Whew – that was. Interesting.
So I knew the story pretty damn well. Despite not reading it before, I really felt like there were few surprises.
The only big surprise to me was the super-secret of how he made Frankenstein. That is one the movie-makers really confused me on with the whole lightning thing. I even went to Gutenberg and searched “lightning” – it’s only mentioned 5 times in the whole book and all AFTER the monster is created. I was looking for that!!
Ok, I’m not going to stress about spoilers because…. well the book was originally written in 1818 and anything 200 years old (Damn, I wish I’d read it last year) I think should be pretty fair game. If you need to, you can go to Wikipedia, although it definitely is worth the read.
Now, for my take on the book. I think Frankenstein made the monster up because he is mentally ill. I don’t know enough psychology to even begin to guess whether it would be some kind of paranoid delusion or split personality kind of thing – but there are a few things that stood out to me very, very quickly.
Until the very, very end no one but Victor Frankenstein ever sees the monster (not that can be confirmed – the monster claims people saw him in his tale but….). Somehow the “fiend” or “demon” always comes to Victor when he’s alone or is sighted only against some kind of light backdrop (usually the moon) and manages to elude the sight of every other person in the area (even when there are manhunts going on). Even at the end, Walter who is the frame of the entire story – was alone and might have been having a dream of the loss of his newfound friend. That’s my theory on Walter’s supposed viewing (I mean supposedly this 8-foot monster came in and out of a porthole window…)

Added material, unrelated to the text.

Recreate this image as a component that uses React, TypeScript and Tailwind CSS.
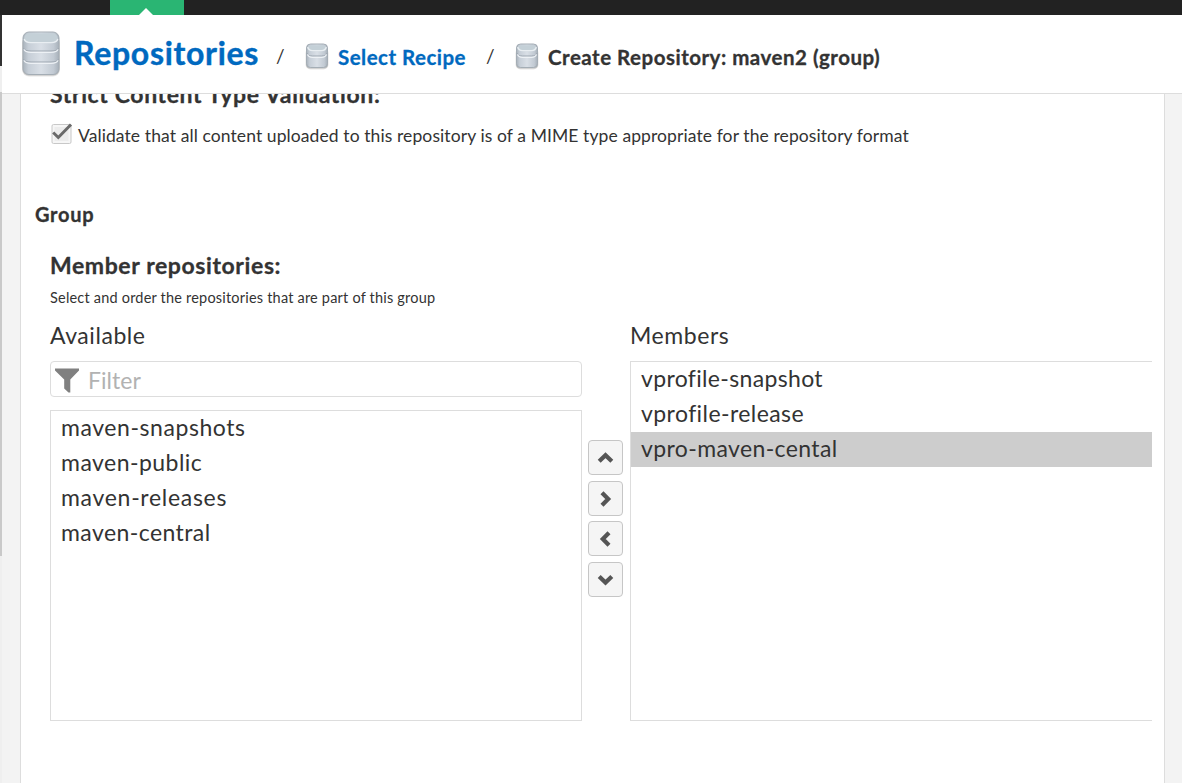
import React, { useId } from "react";

function Database({ discs, className }: { discs: 2 | 3; className: string }) {
  const id = useId();
  const large = discs === 3;
  const w = large ? 40 : 24;
  const h = large ? 48 : 27;
  const bottom = large ? 43 : 24;
  const seams = large ? [20, 31] : [13];
  const l = large ? 2 : 1.5;
  const r = w - l;
  const curve = large ? 6 : 4;
  const lid = large ? 10 : 6;
  return (
    <svg className={className} viewBox={`0 0 ${w} ${h}`} width={w} height={h}>
      <defs>
        <linearGradient id={id} x1="0" x2="1" y1="0" y2="0">
          <stop offset="0" stopColor="#aab3bc" />
          <stop offset="0.15" stopColor="#c6ced7" />
          <stop offset="0.5" stopColor="#d9dfe6" />
          <stop offset="0.85" stopColor="#c2cad3" />
          <stop offset="1" stopColor="#a7b0b9" />
        </linearGradient>
      </defs>
      <rect x={l - 1} y={5} width={r - l + 2} height={bottom - 2.5} rx={curve + 1} fill="#000" opacity="0.1" />
      <rect x={l - 0.5} y={5} width={r - l + 1} height={bottom - 3.5} rx={curve} fill="#000" opacity="0.16" />
      <rect x={l} y={1} width={r - l} height={bottom - 0.5} rx={curve} fill={`url(#${id})`} stroke="#a4adb5" strokeWidth="1" />
      <rect x={l + 1.2} y={2.2} width={r - l - 2.4} height={lid} rx={lid / 2} fill="#c4d0d7" />
      <path d={`M${l + 1.2} ${lid - 2} Q${l + 2} ${lid + 1.6} ${l + curve + 2} ${lid + 1.6} H${r - curve - 2} Q${r - 2} ${lid + 1.6} ${r - 1.2} ${lid - 2}`} fill="none" stroke="#e9eef2" strokeWidth="1.3" />
      {seams.map((y) => (
        <g key={y} fill="none">
          <path d={`M${l + 0.5} ${y - 3} Q${l + 1} ${y} ${l + curve + 2} ${y} H${r - curve - 2} Q${r - 1} ${y} ${r - 0.5} ${y - 3}`} stroke="#9da6b0" strokeWidth="1" />
          <path d={`M${l + 1} ${y - 1.6} Q${l + 2} ${y + 1.3} ${l + curve + 2} ${y + 1.3} H${r - curve - 2} Q${r - 2} ${y + 1.3} ${r - 1} ${y - 1.6}`} stroke="#edf1f5" strokeWidth="1.3" />
        </g>
      ))}
    </svg>
  );
}

function Slash({ className }: { className: string }) {
  return (
    <span className={`mt-[27px] text-[19px] leading-[28px] ${className}`}>/</span>
  );
}

const chevrons = [
  { name: "up", d: "M11.2 21.3 L17.5 15.2 L23.8 21.3" },
  { name: "right", d: "M14 11.7 L20.2 18 L14 24.3" },
  { name: "left", d: "M21 11.7 L14.8 18 L21 24.3" },
  { name: "down", d: "M11.2 14.5 L17.5 20.6 L23.8 14.5" },
];

const available = [
  { name: "maven-snapshots", track: "tracking-[0.56px]" },
  { name: "maven-public", track: "tracking-[0.46px]" },
  { name: "maven-releases", track: "tracking-[0.7px]" },
  { name: "maven-central", track: "tracking-[0.42px]" },
];

const members = [
  { name: "vprofile-snapshot", track: "tracking-[0.34px]", selected: false },
  { name: "vprofile-release", track: "tracking-[0.42px]", selected: false },
  { name: "vpro-maven-cental", track: "tracking-[0.38px]", selected: true },
];

export default function App() {
  return (
    <div className="flex h-[783px] w-[1182px] flex-col overflow-hidden whitespace-nowrap bg-white font-['Lato',sans-serif] text-[#333]">
      <div className="flex h-[15px] shrink-0 bg-[#222] pl-[110px]">
        <div className="flex h-[15px] w-[74px] items-end justify-center bg-[#2ab573]">
          <svg width="14" height="7" viewBox="0 0 14 7" className="mr-[2px]">
            <path d="M0 7 L7 0 L14 7 Z" fill="#fff" />
          </svg>
        </div>
      </div>
      <div className="flex min-h-0 flex-1">
        <div className="flex w-[2px] shrink-0 flex-col bg-[#efefef]">
          <div className="h-[51px] bg-[#333]" />
          <div className="mt-[26px] h-[464px] bg-[#c9c9c9]" />
        </div>
        <div className="flex min-w-0 flex-1 flex-col">
          <header className="flex h-[79px] shrink-0 border-b border-[#ddd] bg-white">
            <Database discs={3} className="ml-[19px] mt-[16px] shrink-0" />
            <a className="ml-[13px] mt-[17px] w-[202px] text-[32px] leading-[42px] font-bold tracking-[0.7px] text-[#0069bf] [-webkit-text-stroke:0.4px]">Repositories</a>
            <Slash className="w-[29px]" />
            <Database discs={2} className="mt-[28px] shrink-0" />
            <a className="ml-[9px] mt-[28px] w-[148px] text-[20.5px] leading-[28px] font-bold tracking-[0.48px] text-[#0069bf] [-webkit-text-stroke:0.3px]">Select Recipe</a>
            <Slash className="w-[29px]" />
            <Database discs={2} className="mt-[28px] shrink-0" />
            <span className="ml-[9px] mt-[28px] text-[20.5px] leading-[28px] font-bold tracking-[0.5px] [-webkit-text-stroke:0.3px]">Create Repository: maven2 (group)</span>
          </header>
          <div className="flex min-h-0 flex-1 bg-[#f3f3f3] pl-[18px] pr-[17px]">
            <main className="flex flex-1 flex-col overflow-hidden border-x border-[#ddd] bg-white pl-[14px] pr-[12px]">
              <h3 className="ml-[15px] mt-[-14px] h-[29px] shrink-0 text-[23px] leading-[28px] font-bold tracking-[0.63px] [-webkit-text-stroke:0.3px]">Strict Content Type Validation:</h3>
              <label className="ml-[15px] mt-[12px] flex h-[28px] shrink-0">
                <svg width="24" height="24" viewBox="0 0 24 24" className="shrink-0">
                  <rect x="2" y="3.5" width="19" height="19" rx="1.5" fill="#f6f6f6" stroke="#c8c8c8" />
                  <rect x="4.5" y="6" width="14" height="14" fill="#ececec" />
                  <path d="M3.2 11.5 L8.3 16.5 L21 3.5" fill="none" stroke="#6a6a6a" strokeWidth="3" />
                </svg>
                <span className="ml-[4px] mt-[1px] text-[17.5px] leading-[28px] tracking-[0.095px]">Validate that all content uploaded to this repository is of a MIME type appropriate for the repository format</span>
              </label>
              <h2 className="mt-[51px] h-[29px] shrink-0 text-[20px] leading-[28px] font-bold tracking-[0.75px] [-webkit-text-stroke:0.3px]">Group</h2>
              <h3 className="ml-[15px] mt-[22px] h-[29px] shrink-0 text-[23px] leading-[28px] font-bold tracking-[0.6px] [-webkit-text-stroke:0.3px]">Member repositories:</h3>
              <p className="ml-[15px] mt-[8px] h-[20px] shrink-0 text-[14.5px] leading-[20px] tracking-[0.2px]">Select and order the repositories that are part of this group</p>
              <div className="ml-[15px] mt-[12px] flex text-[23px]">
                <section className="flex w-[532px] shrink-0 flex-col">
                  <div className="h-[41px] leading-[30px] tracking-[0.55px]">Available</div>
                  <div className="flex h-[36px] items-center rounded-[4px] border border-[#ddd] pl-[4px]">
                    <svg width="25" height="25" viewBox="0 0 25 25" className="mt-[2px] shrink-0">
                      <path d="M0 0.5 H24 V2.5 L15.3 11.5 V24.5 H13.5 L9.2 20.5 V11.5 L0 2.5 Z" fill="#808080" />
                    </svg>
                    <span className="ml-[8px] mt-[3px] tracking-[0.05px] text-[#b2b2b2]">Filter</span>
                  </div>
                  <ul className="mt-[13px] h-[311px] border border-[#ddd]">
                    {available.map((item) => (
                      <li key={item.name} className="h-[35px] pl-[10px] leading-[33px]">
                        <span className={item.track}>{item.name}</span>
                      </li>
                    ))}
                  </ul>
                </section>
                <div className="grid w-[48px] shrink-0 content-start gap-[5.6px] pl-[6px] pt-[120px]">
                  {chevrons.map((c) => (
                    <button key={c.name} aria-label={c.name} className="h-[35px] w-[35px] rounded-[4px] border border-[#c6c6c6] bg-[#f5f5f5]">
                      <svg width="35" height="35" viewBox="0 0 35 35" className="-ml-px -mt-px">
                        <path d={c.d} fill="none" stroke="#555" strokeWidth="4.2" />
                      </svg>
                    </button>
                  ))}
                </div>
                <section className="flex flex-1 flex-col">
                  <div className="h-[41px] leading-[30px] tracking-[0.56px]">Members</div>
                  <ul className="h-[360px] border-y border-l border-[#ddd]">
                    {members.map((item) => (
                      <li key={item.name} className={item.selected ? "h-[35px] bg-[#cdcdcd] pl-[10px] leading-[33px]" : "h-[35px] pl-[10px] leading-[33px]"}>
                        <span className={item.track}>{item.name}</span>
                      </li>
                    ))}
                  </ul>
                </section>
              </div>
            </main>
          </div>
        </div>
      </div>
    </div>
  );
}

There are also at least three mental breakdowns that Victor admits to – two of them after murders have been committed against his loved ones. He admits to raving and delusions in those. One of those he even cops to being held in solitary confinement. “For they had called me mad, and during many months, as I understood, a solitary cell had been my habitation.” (Chapter 23). He spends a lot of time trying to make sure no one thinks he’s crazy; hiding the possible existence of the monster for who would believe him.
He believes, after the multiple murders, that ‘good spirits’ help him track the monster. Somehow food just shows up – you know, the poor fare of peasants of the area just magically appears in his path… and he just mystically knows where the monster is going. This is now after multiple mental breaks – the narrative has become more and more disjointed.

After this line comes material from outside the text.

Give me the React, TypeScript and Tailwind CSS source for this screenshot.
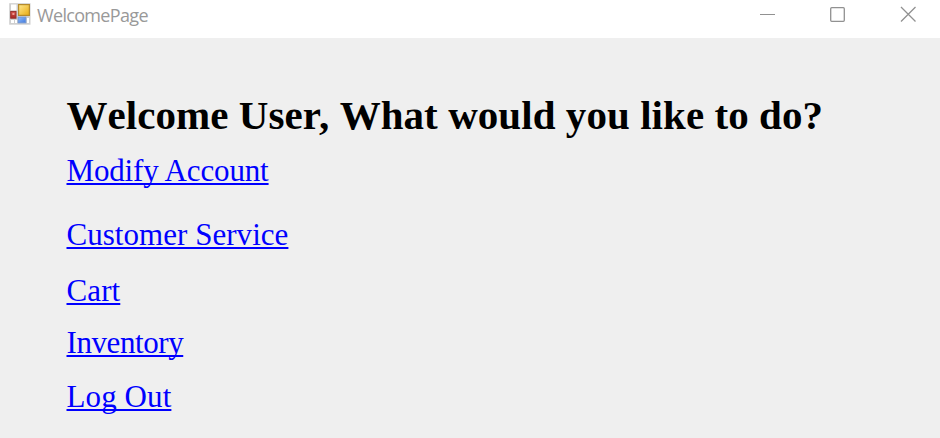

Throughout the narrative Victor doesn’t seem like a very reliable narrator. There are inconsistencies beyond his ‘mysterious food deliverers’ at the end. That is the culmination of the unreliable narration. The first one that made me go “That made NO SENSE” was the murder of his best friend Henry Clerval. Henry had been galavanting someone in England while Victor was on some barren little rock making a mate for the monster.
After loosing his shit on the mate and disappointing the monster, he heads out to sea to allow his own death by…. exposure? Then somehow Henry washes up on IRELAND so close to Victor’s own washing-up-on-shore (with his little boat) that he’s accused of the murder. AND HE ADMITS TO IT. And then claims it couldn’t have been him, but also refuses to tell anyone the truth about his fiend. I think his daddy (who shows up) bailed him out.
I’m just saying, there are holes in his story and whether Shelley meant it or not, I read it that Frankenstein is the monster himself and has paranoid delusions or something to try to “justify” (in his own mind) his murders. HE isn’t responsible, the monster is!